According to a study by the Solidarity Peace Trust, 3.4 million Zimbabweans had left the country by 2004, a staggering 60-70% of productive adults and since then the ranks of the diaspora have swelled significantly in response to the economic collapse, the collapse of health care and the escalation of violence. More than 25% of all Zimbabweans are now in political or economic exile - the biggest proportional mass movement of a population in peacetime ever in modern history.

A fresh report by a group of human rights physicians says the Zimbabwean government has brutally sought to suppress political opposition with state-sponsored torture and political violence, and doubts that the 2008 general elections polls will be free and fair.

The report, titled "We Have Degrees in Violence: A Report on Torture and Human Rights Abuses in Zimbabwe" released this month, documents how victims of political violence have been tortured and subjected to other human rights abuses causing devastating health consequences.

During the first week of December, heavily armed riot police violently stopped a demonstration by the National Constitutional Assembly and in Kwekwe, five student leaders were severely assaulted for wearing T-shirts displaying a portrait of the late MDC spokesman, Learnmore Jongwe.

A musical concert promoted by the civic organisation Crisis in Zimbabwe Coalition to disseminate information on people's civic rights to vote was stopped by the Central Intelligence Organisation.
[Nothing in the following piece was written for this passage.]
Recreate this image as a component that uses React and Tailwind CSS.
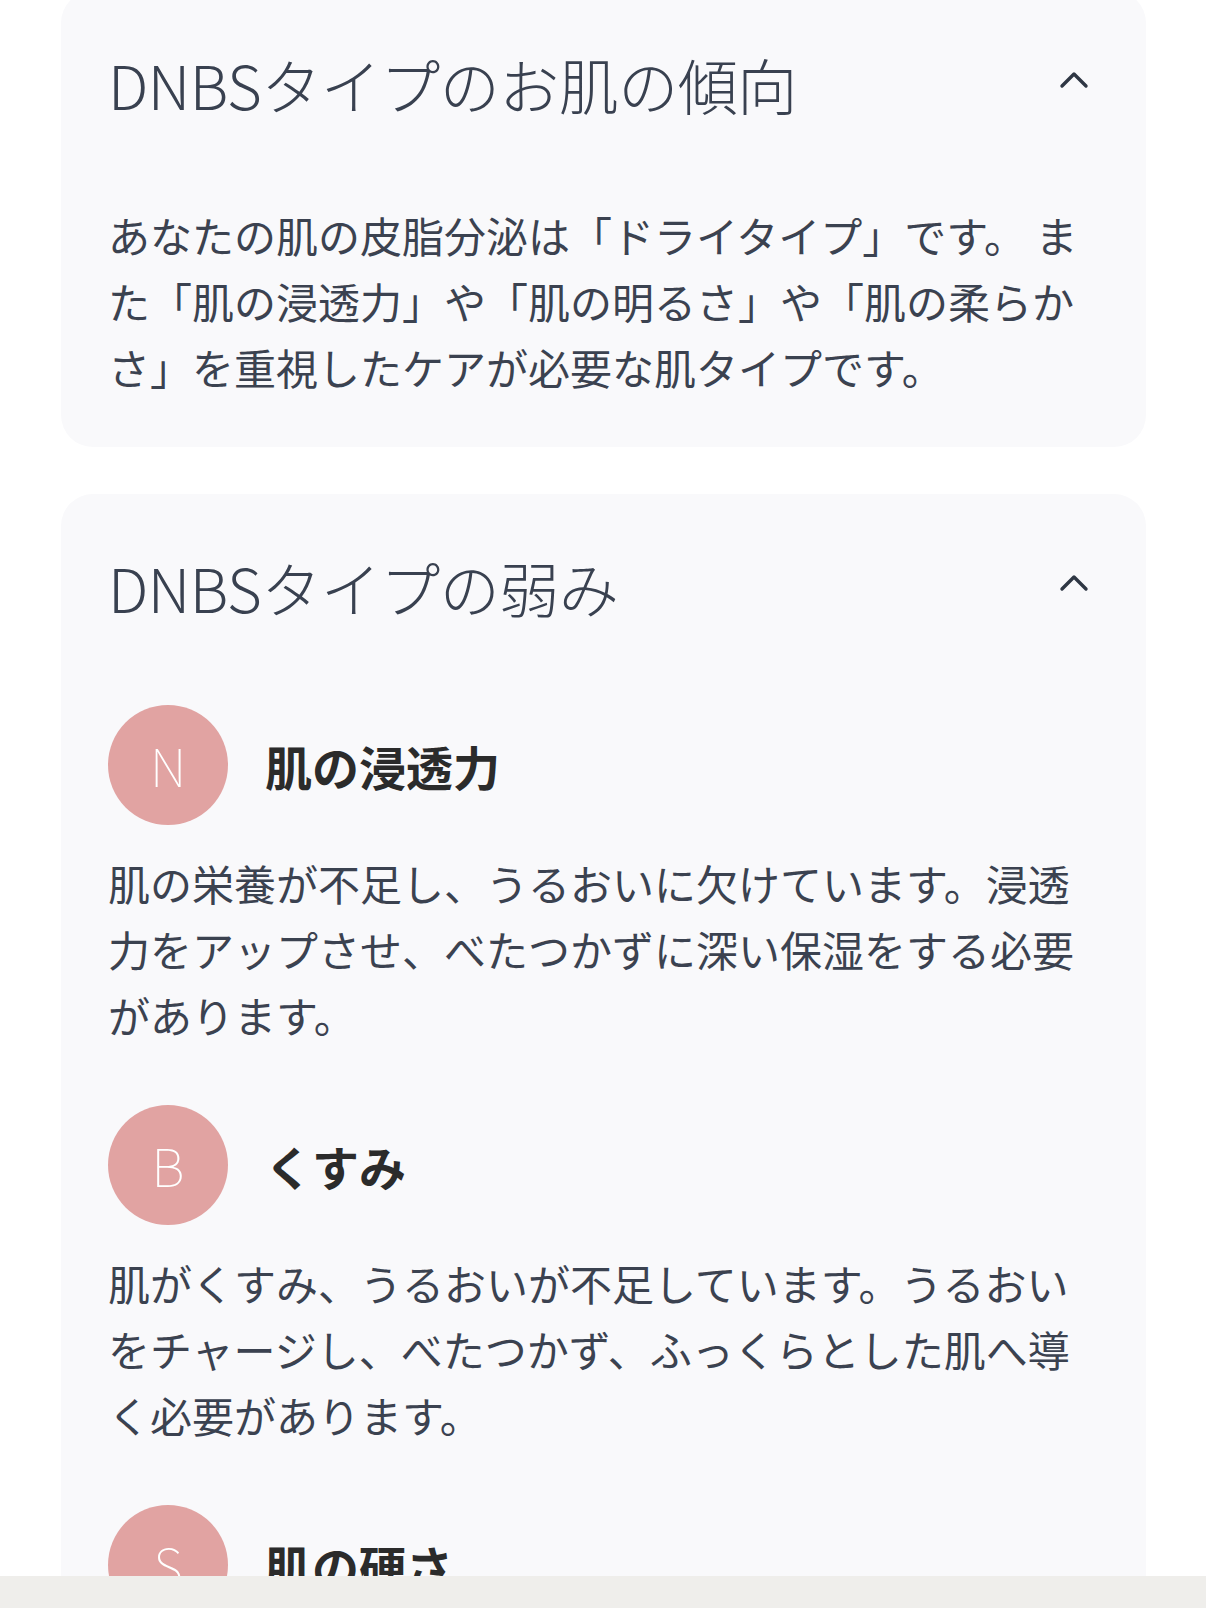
import React from "react";

const FONT = "font-['Noto_Sans_CJK_JP','Noto_Sans',sans-serif]";

const weaknesses = [
  {
    letter: "N",
    title: "肌の浸透力",
    text: "肌の栄養が不足し、うるおいに欠けています。浸透力をアップさせ、べたつかずに深い保湿をする必要があります。",
  },
  {
    letter: "B",
    title: "くすみ",
    text: "肌がくすみ、うるおいが不足しています。うるおいをチャージし、べたつかず、ふっくらとした肌へ導く必要があります。",
  },
  {
    letter: "S",
    title: "肌の硬さ",
    text: "肌が硬くなり、ごわつきを感じやすい状態です。角質をやわらげ、なめらかでしなやかな肌へ整える必要があります。",
  },
];

function Chevron() {
  return (
    <svg width="30" height="19" viewBox="0 0 30 19" fill="none" className="mb-[10px] shrink-0">
      <polyline points="3,16 15,4 27,16" stroke="#2f3744" strokeWidth="3.4" strokeLinecap="round" strokeLinejoin="round" />
    </svg>
  );
}

function Card({ title, children }) {
  return (
    <div className="rounded-[32px] bg-[#f9f9fb]">
      <div className="flex items-center justify-between pl-[47px] pr-[57px] pt-[48px] pb-[25px]">
        <h2 className="text-[60px] leading-[90px] font-light text-[#394150] tracking-[-0.5px]">{title}</h2>
        <Chevron />
      </div>
      <div className="px-[47px] pt-[48px] pb-[47px]">{children}</div>
    </div>
  );
}

export default function App() {
  return (
    <div className={`relative h-[1608px] overflow-hidden bg-white ${FONT}`}>
      <div className="-mt-[9px] pl-[61px] pr-[60px] flex flex-col gap-[47px]">
        <Card title="DNBSタイプのお肌の傾向">
          <p className="text-[42px] leading-[66px] text-[#3b4250]">
            あなたの肌の皮脂分泌は「ドライタイプ」です。 また「肌の浸透力」や「肌の明るさ」や「肌の柔らかさ」を重視したケアが必要な肌タイプです。
          </p>
        </Card>

        <Card title="DNBSタイプの弱み">
          <div className="flex flex-col gap-[57px]">
            {weaknesses.map((w) => (
              <div key={w.letter}>
                <div className="flex items-center gap-[37px]">
                  <div className="w-[120px] h-[120px] rounded-full bg-[#e1a3a2] flex items-center justify-center text-white text-[52px] font-thin leading-none">
                    {w.letter}
                  </div>
                  <h3 className="text-[47px] font-bold text-[#2b2b2b] leading-none">{w.title}</h3>
                </div>
                <p className="mt-[25px] text-[42px] leading-[66px] text-[#3b4250]">{w.text}</p>
              </div>
            ))}
          </div>
        </Card>
      </div>

      <div className="fixed bottom-0 inset-x-0 h-[32px] bg-[#efeeeb]" />
    </div>
  );
}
At least a dozen theatrical performances have been banned and the artists detained without trial.

Despite the ongoing talks, a political agreement between Zanu PF and the opposition Movement for Democratic Change has not been reached.

David Coltart, MDC MP (MT) for Bulawayo South, says: "Unless there is an agreement regarding a new constitution being introduced prior to the election, and a reasonable time period between its introduction and holding an election, then any agreement will not be possible."